Though many chapters in Unnatural History: Breast Cancer and American Society revisit expected material — Susan Emlen’s personal account of her surgery for a breast cancer in 1814, Halsted’s development of the radical mastectomy — author Robert Aronowitz succeeds at combining these stories with newer ideas about the development of breast cancer “risk rhetoric” into an overall compelling and well-researched narrative about how the medical establishment dealt with breast cancer as a diagnosis throughout the last two centuries and how the public responded.
One of the main premises is that “American women fear breast cancer now more than the last 100 years.” Undoubtedly — given the current ubiquity of the “1 in 8” statistic and the visibility of causes such as the Race for the Cure — this is true; Aronowitz takes up the pertinent question why. While acknowledging the tentative observation of increased breast cancer incidence (and therefore visibility), he mainly focuses on how sociological and cultural aspects of illness and medicine in the last century have shaped our ideas about cancer, and breast cancer in particular. Much of the story lies in the history of how cancer was understood: Was it considered a local or a constitutional disease? How did it “travel?” Over what aspects could medicine have an effect? In the chapters detailing the personal experiences of Susan Emlen (in 1814) and Rachel Carson (in the 1960s), Aronowitz points out striking continuities in medical care surrounding breast cancer: For example, in the face of so many unknowns, medical professionals often hedged answers to patients in an effort to communicate a delicate combination of realism and hope, most of the time by withholding an actual cancer diagnosis.

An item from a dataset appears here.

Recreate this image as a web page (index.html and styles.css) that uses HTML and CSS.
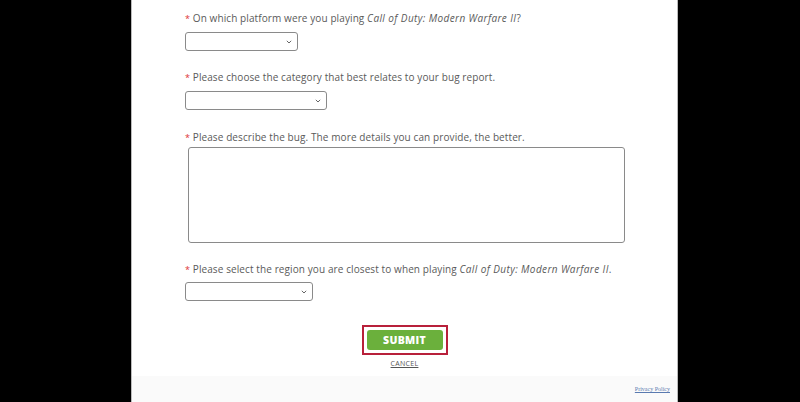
FILE: index.html
```html
<!DOCTYPE html>
<html>
<head>
<meta charset="utf-8">
<link rel="stylesheet" href="styles.css">
</head>
<body>
<div class="panel">
  <form class="form">
    <div class="field f1">
      <label class="label"><span class="req">*</span> On which platform were you playing <em>Call of Duty: Modern Warfare II</em>?</label>
      <div class="select s1"><svg class="chev" width="6" height="4" viewBox="0 0 6 4"><path d="M0.8 0.8 L3 3 L5.2 0.8" fill="none" stroke="#666" stroke-width="1"/></svg></div>
    </div>
    <div class="field f2">
      <label class="label"><span class="req">*</span> Please choose the category that best relates to your bug report.</label>
      <div class="select s2"><svg class="chev" width="6" height="4" viewBox="0 0 6 4"><path d="M0.8 0.8 L3 3 L5.2 0.8" fill="none" stroke="#666" stroke-width="1"/></svg></div>
    </div>
    <div class="field f3">
      <label class="label"><span class="req">*</span> Please describe the bug. The more details you can provide, the better.</label>
      <div class="textarea"></div>
    </div>
    <div class="field f4">
      <label class="label"><span class="req">*</span> Please select the region you are closest to when playing <em>Call of Duty: Modern Warfare II</em>.</label>
      <div class="select s4"><svg class="chev" width="6" height="4" viewBox="0 0 6 4"><path d="M0.8 0.8 L3 3 L5.2 0.8" fill="none" stroke="#666" stroke-width="1"/></svg></div>
    </div>
    <div class="actions">
      <div class="outline"><button type="button" class="submit">SUBMIT</button></div>
      <a class="cancel">CANCEL</a>
    </div>
  </form>
  <div class="footer"><a class="privacy">Privacy Policy</a></div>
</div>
</body>
</html>
```
FILE: styles.css
```css
html, body {
  margin: 0;
  padding: 0;
  background: #000;
  height: 402px;
  overflow: hidden;
}
.panel {
  margin-left: 131px;
  width: 547px;
  height: 402px;
  background: #fff;
  border-left: 1px solid #bbb;
  border-right: 1px solid #bbb;
  box-sizing: border-box;
  display: flex;
  flex-direction: column;
  font-family: "Open Sans", "Liberation Sans", sans-serif;
}
.form {
  flex: 1;
  display: flex;
  flex-direction: column;
  padding: 12px 0 0 53px;
}
.field {
  display: flex;
  flex-direction: column;
  align-items: flex-start;
}
.label {
  font-size: 10px;
  line-height: 13px;
  color: #5a5a5a;
  letter-spacing: 0.1px;
  margin-bottom: 7px;
}
.label em { font-style: italic; letter-spacing: 0.4px; }
.req { color: #d33; font-size: 9px; }
.select {
  height: 19px;
  border: 1px solid #8a8a8a;
  border-radius: 3px;
  box-sizing: border-box;
  display: flex;
  align-items: center;
  justify-content: flex-end;
  padding-right: 5px;
  background: #fff;
}
.s1 { width: 113px; }
.s2 { width: 142px; }
.s4 { width: 128px; }
.f2 { margin-top: 20px; }
.f3 { margin-top: 21px; }
.f4 { margin-top: 20px; }
.f3 .label { margin-bottom: 3px; }
.f4 .label { margin-bottom: 6px; }
.textarea {
  margin-left: 3px;
  width: 437px;
  height: 96px;
  border: 1px solid #8a8a8a;
  border-radius: 3px;
  box-sizing: border-box;
}
.actions {
  margin-top: 24px;
  margin-left: -53px;
  display: flex;
  flex-direction: column;
  align-items: center;
}
.outline {
  border: 2px solid #b8203a;
  padding: 3px;
  display: flex;
}
.submit {
  width: 76px;
  height: 20px;
  border: none;
  border-radius: 3px;
  background: #6bb03c;
  color: #fff;
  font-family: "Open Sans", "Liberation Sans", sans-serif;
  font-weight: 800;
  font-size: 10.5px;
  letter-spacing: 0.3px;
  padding: 0;
}
.cancel {
  margin-top: 4px;
  font-size: 7px;
  color: #555;
  text-decoration: underline;
  letter-spacing: 0.3px;
}
.footer {
  height: 26px;
  background: #fafafa;
  display: flex;
  justify-content: flex-end;
  align-items: center;
  padding-right: 7px;
}
.privacy {
  font-family: "Liberation Serif", serif;
  font-size: 6px;
  color: #5a7ab0;
  text-decoration: underline;
}
```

Toward the end of the book, Aronowitz delves into his most original material by dissecting the “rhetoric of risk” that has come to dominate our thinking about breast cancer. Women, he argues, have been increasingly encouraged to think of themselves as at risk for breast cancer. In theory, this serves the purpose of convincing women to get screened early and regularly, but he argues it also has promoted a fear of breast cancer that is if not inappropriate, at least disproportionate to the cause.
The question of fear seems to lie at the root of his discussion. Aronowitz strikes a chord in his assessment that our culture disproportionately fears breast cancer and that this cultural fear ultimately plays out in individual women’s lives to the detriment of their overall well-being and decision-making capabilities, yet it remains important to explore the dynamics of that fear in order to set us on the path toward appropriately mitigating it.
Aronowitz’s work does not intend to capture the entire story; its complexity is likely beyond the scope of one work anyway. It is to his credit that he sheds new light on how we understand breast cancer, and his focus on “non-biological” aspects of the disease opens future doors. Overall, the book provides valuable insight and several revealing historical gems illuminating how our understanding of breast cancer has changed with the times. Fans of history of medicine (as well as the history of surgery, oncology, and women’s health) will find many chapters rewarding, and, along with the other works that begin to deconstruct how we think about our medical practices in a historical and sociological light, it is an important addition to all medical libraries.